Dans le domaine politique, il parachève l’élaboration théorique de sa vision étatique qui s’identifie à celle de Nkrumah et la consolide.
Le Panafricain des premières heures
Son combat culturel eut naturellement un prolongement politique. Dans les années cinquante, Cheikh Anta Diop est l’un des principaux animateurs de la Fédération des Étudiants d’Afrique Noire en France (FEANF) qui lance pour la première fois, en direction de l’Afrique, le mot d’ordre d’ « indépendance immédiate » bousculant le calendrier et le programme politique des partis fédéraux africains.

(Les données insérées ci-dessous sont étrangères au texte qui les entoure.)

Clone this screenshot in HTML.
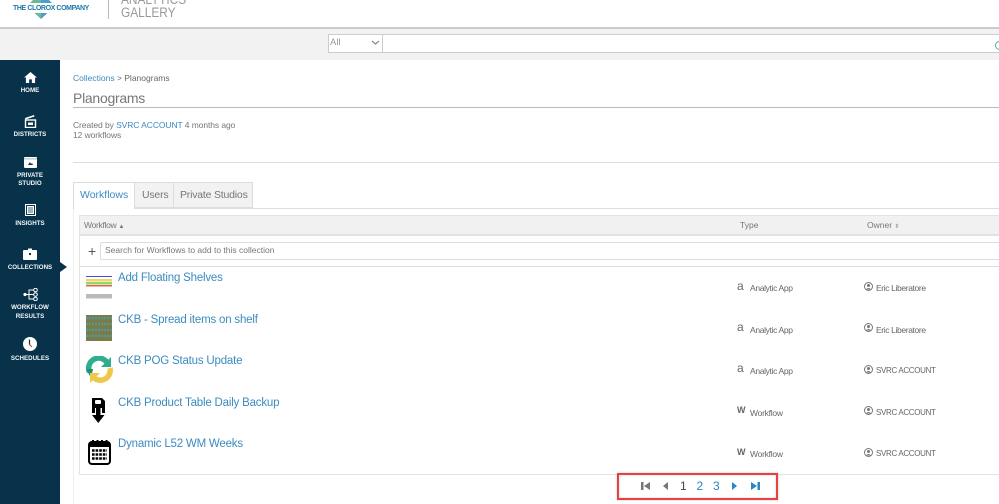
<!DOCTYPE html>
<html><head><meta charset="utf-8"><style>
html,body{margin:0;padding:0;background:#fff}
#p{position:relative;width:999px;height:504px;overflow:hidden;background:#fff;font-family:"Liberation Sans",sans-serif;color:#666;filter:blur(.3px)}
#p div,#p svg{position:absolute}
.t{white-space:nowrap}
.n{left:0;width:60px;text-align:center;color:#f2f6f8;font-size:6.2px;line-height:8px;font-weight:bold}
.l{color:#3b8bbf;font-size:11.5px;letter-spacing:-.2px;left:118px;white-space:nowrap;line-height:14px}
.s{font-size:8.5px;color:#666;white-space:nowrap;line-height:10px}
.ap{letter-spacing:-.35px}.el{letter-spacing:-.37px}.sv{font-size:8px;letter-spacing:-.33px}.wf{letter-spacing:-.25px}
</style></head><body><div id="p">
<!-- top -->
<svg style="left:13px;top:0" width="78" height="20" viewBox="0 0 78 20"><path d="M28 -8L42 6 28 6z" fill="#4f9bd0"/><path d="M28 -8L14 6h14z" fill="#6fb98f"/><path d="M14 6L28 19V6z" fill="#6fb98f"/><path d="M42 6L28 19V6z" fill="#4f9bd0"/><rect x="0" y="3" width="76" height="10" fill="#fff"/></svg>
<div class="t" style="left:13px;top:4px;font-size:7px;line-height:9px;color:#1f7aa8;font-weight:bold;letter-spacing:-.4px">THE CLOROX COMPANY</div>
<div style="left:108px;top:0;width:1px;height:19px;background:#bbb"></div>
<div class="t" style="left:121px;top:-6px;font-size:13.5px;line-height:12.5px;color:#999;transform:scaleX(.88);transform-origin:left top">ANALYTICS<br>GALLERY</div>
<div style="left:0;top:27px;width:999px;height:2px;background:#ccc"></div>
<div style="left:0;top:29px;width:999px;height:31px;background:#f2f2f2"></div>
<div style="left:328px;top:34px;width:671px;height:19px;background:#fff;border:1px solid #ccc;border-right:0;box-sizing:border-box"></div>
<div style="left:382px;top:34px;width:1px;height:19px;background:#ccc"></div>
<div class="t" style="left:330px;top:38px;font-size:9.5px;line-height:10px;color:#999">All</div>
<svg style="left:371px;top:40px" width="9" height="6"><path d="M1 1l3.5 3L8 1" fill="none" stroke="#777" stroke-width="1.1"/></svg>
<div style="left:995px;top:41px;width:7px;height:7px;border:1.3px solid #3fb5ad;border-radius:50%"></div>
<!-- sidebar -->
<div style="left:0;top:60px;width:60px;height:444px;background:#08324a"></div>
<div style="left:60px;top:262px;width:0;height:0;border-left:7px solid #08324a;border-top:5px solid transparent;border-bottom:5px solid transparent"></div>
<svg style="left:24px;top:72px" width="13" height="11" viewBox="0 0 14 12"><path d="M7 0L0 6h2v6h3.500V8h3v4H12V6h2z" fill="#fff"/></svg>
<div class="n" style="top:87px">HOME</div>
<svg style="left:24px;top:115px" width="13" height="13" viewBox="0 0 13 13"><path d="M1 3l9-3 .5 1.500-9 3z" fill="#fff"/><rect x="1.500" y="5" width="10" height="7.500" fill="none" stroke="#fff" stroke-width="1.400"/><rect x="4" y="7.500" width="5" height="2.500" fill="#fff"/></svg>
<div class="n" style="top:131px">DISTRICTS</div>
<svg style="left:24px;top:157px" width="13" height="11" viewBox="0 0 13 11"><rect width="13" height="11" rx="1" fill="#fff"/><rect x="0" y="1.500" width="13" height=".8" fill="#8aa"/><path d="M4 8l2-3 1 2 1-1 1 2z" fill="#08324a"/></svg>
<div class="n" style="top:172px">PRIVATE<br>STUDIO</div>
<svg style="left:25px;top:204px" width="11" height="12" viewBox="0 0 11 12"><rect width="11" height="12" fill="#fff"/><rect x="1.500" y="1.500" width="8" height="9" fill="none" stroke="#08324a"/><path d="M3 4h5M3 6h5M3 8h5" stroke="#08324a" stroke-width=".8"/></svg>
<div class="n" style="top:220px">INSIGHTS</div>
<svg style="left:23px;top:248px" width="14" height="12" viewBox="0 0 14 12"><path d="M5 2V.5h4V2h4a1 1 0 011 1v8a1 1 0 01-1 1H1a1 1 0 01-1-1V3a1 1 0 011-1z" fill="#fff"/><rect x="6" y="5" width="2" height="2" fill="#08324a"/></svg>
<div class="n" style="top:264px">COLLECTIONS</div>
<svg style="left:23px;top:288px" width="15" height="13" viewBox="0 0 15 13"><circle cx="2" cy="6.500" r="1.600" fill="#fff"/><circle cx="12.500" cy="2" r="1.800" fill="none" stroke="#fff"/><circle cx="12.500" cy="6.500" r="1.800" fill="none" stroke="#fff"/><circle cx="12.500" cy="11" r="1.800" fill="none" stroke="#fff"/><path d="M2 6.500h8.500M6 6.500V2h4.500M6 6.500V11h4.500" fill="none" stroke="#fff"/></svg>
<div class="n" style="top:303px;line-height:9px">WORKFLOW<br>RESULTS</div>
<svg style="left:23px;top:337px" width="14" height="14" viewBox="0 0 14 14"><circle cx="7" cy="7" r="7" fill="#fff"/><path d="M6.500 2.500V7.500" fill="none" stroke="#08324a" stroke-width="1.200"/><path d="M6.500 7.500L9 10" fill="none" stroke="#c0504a" stroke-width="1.200"/></svg>
<div class="n" style="top:355px">SCHEDULES</div>
<!-- header -->
<div class="t" style="left:73px;top:73px;font-size:8.5px;line-height:11px"><span style="color:#3b8bbf">Collections</span> &gt; Planograms</div>
<div class="t" style="left:73px;top:90px;font-size:14px;line-height:17px;color:#777;letter-spacing:-.27px">Planograms</div>
<div style="left:73px;top:107px;width:926px;height:1px;background:#bbb"></div>
<div class="t" style="left:73px;top:120px;font-size:8.5px;line-height:10px;color:#777;letter-spacing:-.08px">Created by <span style="color:#3b8bbf">SVRC ACCOUNT</span> 4 months ago<br>12 workflows</div>
<div style="left:73px;top:162px;width:926px;height:1px;background:#ddd"></div>
<!-- tabs -->
<div style="left:73px;top:208px;width:926px;height:1px;background:#ddd"></div>
<div style="left:73px;top:182px;width:62px;height:27px;background:#fff;border:1px solid #ddd;border-bottom:0;box-sizing:border-box"></div>
<div style="left:135px;top:182px;width:39px;height:26px;background:#f2f2f2;border:1px solid #ddd;border-left:0;box-sizing:border-box"></div>
<div style="left:174px;top:182px;width:79px;height:26px;background:#f2f2f2;border:1px solid #ddd;border-left:0;box-sizing:border-box"></div>
<div class="t" style="left:80px;top:189px;font-size:10.5px;line-height:13px;color:#3b8bbf">Workflows</div>
<div class="t" style="left:142px;top:189px;font-size:10.5px;line-height:13px;color:#777;letter-spacing:-.2px">Users</div>
<div class="t" style="left:180px;top:189px;font-size:10.5px;line-height:13px;color:#777;letter-spacing:-.2px">Private Studios</div>
<div style="left:73px;top:209px;width:1px;height:295px;background:#eee"></div>
<!-- table -->
<div style="left:79px;top:215px;width:920px;height:260px;border:1px solid #e3e3e3;border-right:0;box-sizing:border-box"></div>
<div style="left:80px;top:216px;width:919px;height:18px;background:#f1f1f1;border-bottom:2px solid #e2e2e2"></div>
<div class="s" style="left:84px;top:220px;color:#777;letter-spacing:-.3px">Workflow <span style="font-size:6px">▲</span></div>
<div class="s" style="left:740px;top:220px;color:#777">Type</div>
<div class="s" style="left:867px;top:220px;color:#777">Owner <span style="font-size:6px;color:#aaa">⬍</span></div>
<div style="left:80px;top:266px;width:919px;height:1px;background:#ddd"></div>
<div class="t" style="left:88px;top:243px;font-size:14px;line-height:16px;color:#555">+</div>
<div style="left:100px;top:242px;width:899px;height:18px;background:#fff;border:1px solid #ddd;border-right:0;box-sizing:border-box;border-radius:2px 0 0 2px"></div>
<div class="t" style="left:105px;top:245px;font-size:8.5px;line-height:11px;color:#777">Search for Workflows to add to this collection</div>
<!-- row icons -->
<svg style="left:86px;top:276px" width="26" height="23" viewBox="0 0 26 23"><rect y="0" width="26" height="1" fill="#4a4adf"/><rect y="3" width="26" height="2.500" fill="#f0d860"/><rect y="6" width="26" height="2.500" fill="#8fd86f"/><rect y="9" width="26" height="1.500" fill="#e8604f"/><rect y="18" width="26" height="4.500" fill="#bbb"/></svg>
<svg style="left:86px;top:315px" width="26" height="26" viewBox="0 0 26 26"><rect width="26" height="26" fill="#7d7a45"/><path d="M0 3h26M0 9h26M0 15h26M0 21h26" stroke="#4d9a9a" stroke-width="2.500" stroke-dasharray="2 1"/></svg>
<svg style="left:86px;top:356px" width="27" height="27" viewBox="0 0 27 27"><path d="M3.500 16A10 10 0 0 1 21 6.500" fill="none" stroke="#2eae8f" stroke-width="5.500"/><path d="M25 1v10H15z" fill="#2eae8f"/><path d="M0 13l7 0 -2 9z" fill="#1f8f73"/><path d="M24 12A10 10 0 0 1 8 22" fill="none" stroke="#efc84a" stroke-width="5.500"/><path d="M4 27V17h10z" fill="#efc84a"/></svg>
<svg style="left:91px;top:397px" width="15" height="27" viewBox="0 0 15 27"><path d="M1 1h10l3 3v12h-3v-5H4v5H1z" fill="#000"/><rect x="4" y="3" width="6" height="4" rx="1" fill="#fff"/><rect x="5" y="11" width="4.500" height="8" fill="#000"/><path d="M1 18h12.500l-6.250 8z" fill="#000"/></svg>
<svg style="left:88px;top:439px" width="23" height="26" viewBox="0 0 23 26"><rect x="1" y="3" width="21" height="22" rx="3" fill="#fff" stroke="#000" stroke-width="2"/><rect x="1" y="4" width="21" height="4" fill="#000"/><path d="M5 1v5M9.500 1v5M14 1v5M18.500 1v5" stroke="#000" stroke-width="2"/><path d="M4 11.500h15M4 15.500h15M4 19.500h15" stroke="#000" stroke-width="2.600" stroke-dasharray="2.600 1"/></svg>
<!-- rows -->
<div class="l" style="top:271px">Add Floating Shelves</div>
<div class="l" style="top:313px">CKB - Spread items on shelf</div>
<div class="l" style="top:354px">CKB POG Status Update</div>
<div class="l" style="top:396px">CKB Product Table Daily Backup</div>
<div class="l" style="top:437px">Dynamic L52 WM Weeks</div>
<div class="t" style="left:737px;top:280px;font-size:12px;line-height:12px;color:#666">a</div>
<div class="t" style="left:737px;top:362px;font-size:12px;line-height:12px;color:#666">a</div>
<div class="t" style="left:737px;top:321px;font-size:12px;line-height:12px;color:#666">a</div>
<div class="t" style="left:737px;top:405px;font-size:9px;line-height:10px;color:#666;font-weight:bold">W</div>
<div class="t" style="left:737px;top:447px;font-size:9px;line-height:10px;color:#666;font-weight:bold">W</div>
<div class="s ap" style="left:750px;top:283px">Analytic App</div>
<div class="s ap" style="left:750px;top:325px">Analytic App</div>
<div class="s ap" style="left:750px;top:366px">Analytic App</div>
<div class="s wf" style="left:750px;top:408px">Workflow</div>
<div class="s wf" style="left:750px;top:449px">Workflow</div>
<svg style="left:864px;top:282px" width="9" height="9"><circle cx="4.500" cy="4.500" r="4" fill="none" stroke="#777"/><circle cx="4.500" cy="3.500" r="1.500" fill="#777"/><path d="M2 7.500c1-2 4-2 5 0" fill="#777"/></svg>
<svg style="left:864px;top:323px" width="9" height="9"><circle cx="4.500" cy="4.500" r="4" fill="none" stroke="#777"/><circle cx="4.500" cy="3.500" r="1.500" fill="#777"/><path d="M2 7.500c1-2 4-2 5 0" fill="#777"/></svg>
<svg style="left:864px;top:365px" width="9" height="9"><circle cx="4.500" cy="4.500" r="4" fill="none" stroke="#777"/><circle cx="4.500" cy="3.500" r="1.500" fill="#777"/><path d="M2 7.500c1-2 4-2 5 0" fill="#777"/></svg>
<svg style="left:864px;top:406px" width="9" height="9"><circle cx="4.500" cy="4.500" r="4" fill="none" stroke="#777"/><circle cx="4.500" cy="3.500" r="1.500" fill="#777"/><path d="M2 7.500c1-2 4-2 5 0" fill="#777"/></svg>
<svg style="left:864px;top:448px" width="9" height="9"><circle cx="4.500" cy="4.500" r="4" fill="none" stroke="#777"/><circle cx="4.500" cy="3.500" r="1.500" fill="#777"/><path d="M2 7.500c1-2 4-2 5 0" fill="#777"/></svg>
<div class="s el" style="left:876px;top:283px">Eric Liberatore</div>
<div class="s el" style="left:876px;top:325px">Eric Liberatore</div>
<div class="s sv" style="left:876px;top:366px">SVRC ACCOUNT</div>
<div class="s sv" style="left:876px;top:408px">SVRC ACCOUNT</div>
<div class="s sv" style="left:876px;top:449px">SVRC ACCOUNT</div>
<!-- pager -->
<div style="left:617px;top:473px;width:161px;height:27px;border:2px solid #e8413f;box-sizing:border-box;box-shadow:0 0 2px rgba(0,0,0,.25),inset 0 0 2px rgba(0,0,0,.2)"></div>
<svg style="left:641px;top:482px" width="9" height="8"><rect width="2.500" height="8" fill="#777"/><path d="M9 0v8L3 4z" fill="#777"/></svg>
<svg style="left:663px;top:482px" width="6" height="8"><path d="M5 0v8L0 4z" fill="#777"/></svg>
<div class="t" style="left:680px;top:479px;font-size:12px;line-height:14px;color:#444">1</div>
<div class="t" style="left:696.500px;top:479px;font-size:12px;line-height:14px;color:#2a86c8">2</div>
<div class="t" style="left:713px;top:479px;font-size:12px;line-height:14px;color:#2a86c8">3</div>
<svg style="left:732px;top:482px" width="6" height="8"><path d="M0 0v8l5-4z" fill="#2a86c8"/></svg>
<svg style="left:751px;top:482px" width="9" height="8"><path d="M0 0v8l6-4z" fill="#2a86c8"/><rect x="6.500" width="2.500" height="8" fill="#2a86c8"/></svg>
</div></body></html>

Cheikh Anta Diop, c’est aussi un combat pour l’Unité de l’Afrique Noire, gage d’indépendance et de développement. Partisan d’un État fédéral d’Afrique Noire, il a posé les fondements économiques du continent noir dans son ouvrage « Les fondements économiques et culturels d’un État fédéral d’Afrique noire » dans lequel, le principe de l’unité transforme tous les problèmes auxquels l’Afrique est confrontée. Pour l’homme, il n’y a pas d’unité sans mémoire : il s’agit de restaurer la conscience historique africaine. II n’y a pas d’identité nationale et fédérale sans un langage commun : l’unification linguistique est possible.